原始循环每次都会覆盖header，需要一个驱动至少部分输出文件名的变量。请确认或修改：对于每个.vfc文件：私下提取头信息，从同一个.vcf文件中提取非头数据，拆分成40m行的几个部分文件；然后将私有头和每个部分文件组合起来，命名为chunk#。还有你的壳是什么？回复后我可以发布一个脚本。
@Milag 非常感谢您花时间回复。您的工作流程是正确的，是的。外壳是 CentOS 7
好的。 CentOS 是一个 Linux 发行版；你在运行bash 来解释脚本吗？
正确的是。使用 bash 通过 HPC 运行脚本。
发布了初始脚本。
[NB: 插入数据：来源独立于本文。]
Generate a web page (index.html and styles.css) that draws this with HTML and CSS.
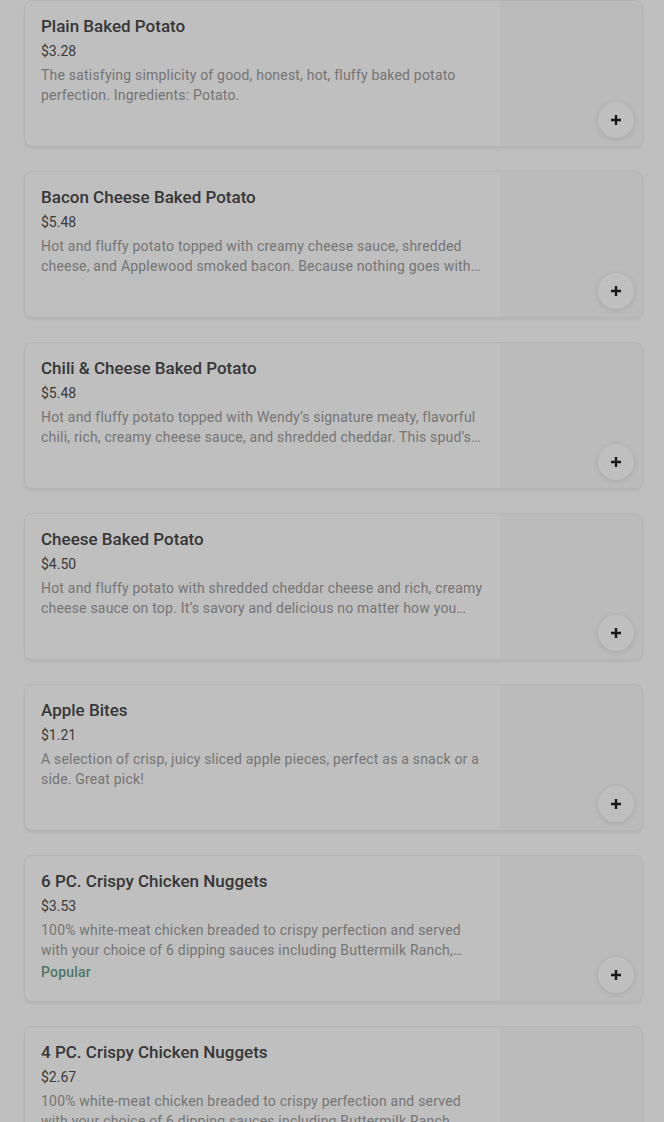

让我知道你的结果。

标签： arrays bash shell loops vcf-variant-call-format

【解决方案1】：

#!/bin/bash

#
# scan the current directory for chr[0-9]*.vcf
# extract header lines (^#)
# extract variants (non-header lines) and split to 40m partial files
# combine header with each partial file
#

# for tuning
lines=40000000

vcf_list=(chr[0-9]*.vcf)
if [ ${#vcf_list} -eq 0 ]; then
    echo no .vcf files
    exit 1
fi

tmpv=variants
hdr=header

for chrfile in "${vcf_list[@]}"; do
    # isolate without . extn
    base=${chrfile%%.*}
    echo $chrfile

    # extract header lines
    head -1000 $chrfile | grep "^#" > $hdr

    # extract variants
    grep -v "^#" $chrfile > $tmpv

    #
    # split variants into files with max $lines;
    # output files are created with a filter to combine header data and
    # partial variant data in 1 pass, avoiding additional file I/O;
    # output files are named with a leading 'p' to support multiple
    # runs without filename collision
    #
    split -d -l $lines $tmpv p${base}_chunk --additional-suffix=.vcf \
        --filter="cat $hdr - > \$FILE; echo \"  \$FILE\""
done

rm -f $tmpv $hdr

exit 0

【讨论】：